-- Start of DATASET CONTENT --
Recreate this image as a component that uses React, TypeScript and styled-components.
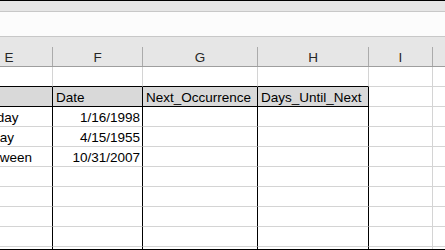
import React from "react";
import styled, { createGlobalStyle } from "styled-components";

type Column = { letter: string; width: number };

// J is only partly on screen, so its letter is not shown
const columns: Column[] = [
  { letter: "E", width: 87 },
  { letter: "F", width: 90 },
  { letter: "G", width: 115 },
  { letter: "H", width: 111 },
  { letter: "I", width: 64 },
  { letter: "", width: 120 },
];

// rows of the sheet, starting at row 1; only the first 4 columns hold the table
const rows: string[][] = [
  [],
  ["", "Date", "Next_Occurrence", "Days_Until_Next"],
  ["Birthday", "1/16/1998"],
  ["Holiday", "4/15/1955"],
  ["Halloween", "10/31/2007"],
  [],
  [],
  [],
  [],
  [],
];

const TABLE_COLS = 4;
const template = columns.map((c) => `${c.width}px`).join(" ");

export default function App() {
  return (
    <>
      <GlobalStyle />
      <Frame>
        <Ribbon />
        <FormulaBar />
        <ColumnHeader $cols={template}>
          {columns.map((c, i) => (
            <HeaderCell key={i}>
              <HeaderLabel>{c.letter}</HeaderLabel>
            </HeaderCell>
          ))}
        </ColumnHeader>
        <Sheet $cols={template}>
          {rows.map((row, r) =>
            columns.map((_, ci) => {
              const inTable = ci < TABLE_COLS;
              const value = row[ci] ?? "";
              const isDate = r > 1 && ci === 1;
              return (
                <Cell
                  key={`${r}-${ci}`}
                  $bottomDark={inTable && r <= 1}
                  $rightDark={inTable && r >= 1}
                  $head={inTable && r === 1}
                  $align={isDate ? "right" : "left"}
                >
                  {value}
                </Cell>
              );
            })
          )}
        </Sheet>
      </Frame>
    </>
  );
}

const GlobalStyle = createGlobalStyle`
  html, body {
    margin: 0;
    padding: 0;
    background: #ffffff;
    overflow: hidden;
  }
  body {
    font-family: "Liberation Sans", Arial, sans-serif;
  }
`;

const Frame = styled.div`
  width: 445px;
  height: 250px;
  box-sizing: border-box;
  border-top: 1px solid #000000;
  border-bottom: 1px solid #000000;
  display: flex;
  flex-direction: column;
  overflow: hidden;
  background: #ffffff;
`;

const Ribbon = styled.div`
  height: 10px;
  flex-shrink: 0;
  background: #e6e6e6;
  border-bottom: 1px solid #c8c8c8;
`;

const FormulaBar = styled.div`
  height: 24px;
  flex-shrink: 0;
  background: #fcfcfc;
  border-bottom: 1px solid #c8c8c8;
`;

const ColumnHeader = styled.div<{ $cols: string }>`
  height: 29px;
  flex-shrink: 0;
  display: grid;
  grid-template-columns: ${({ $cols }) => $cols};
  margin-left: -34px;
  background: #e6e6e6;
  border-bottom: 1px solid #9e9e9e;
`;

const HeaderCell = styled.div`
  display: flex;
  flex-direction: column;
  justify-content: flex-end;
`;

const HeaderLabel = styled.div`
  height: 19px;
  box-sizing: border-box;
  border-right: 1px solid #ababab;
  display: flex;
  align-items: center;
  justify-content: center;
  padding-top: 1px;
  font-size: 13.5px;
  color: #262626;
`;

const Sheet = styled.div<{ $cols: string }>`
  flex: 1;
  min-height: 0;
  overflow: hidden;
  display: grid;
  grid-template-columns: ${({ $cols }) => $cols};
  grid-auto-rows: 20px;
  margin-left: -34px;
`;

const Cell = styled.div<{
  $bottomDark: boolean;
  $rightDark: boolean;
  $head: boolean;
  $align: "left" | "right";
}>`
  box-sizing: border-box;
  height: 20px;
  border-right: 1px solid ${({ $rightDark }) => ($rightDark ? "#000000" : "#d4d4d4")};
  border-bottom: 1px solid ${({ $bottomDark }) => ($bottomDark ? "#000000" : "#d4d4d4")};
  background: ${({ $head }) => ($head ? "#d9d9d9" : "#ffffff")};
  display: flex;
  align-items: flex-end;
  justify-content: ${({ $align }) => ($align === "right" ? "flex-end" : "flex-start")};
  padding: 0 2px 1px 3px;
  overflow: hidden;
  white-space: nowrap;
  font-size: 13.5px;
  line-height: 15px;
  color: #000000;
`;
-- End of DATASET CONTENT --
TASK REQUIREMENTS: Repeat, word for word and with no pictures, only the lines running from the beginning of the data to the line that contains "string; width: number".

RESULT OF THIS EXERCISE:
Recreate this image as a component that uses React, TypeScript and styled-components.
import React from "react";
import styled, { createGlobalStyle } from "styled-components";

type Column = { letter: string; width: number };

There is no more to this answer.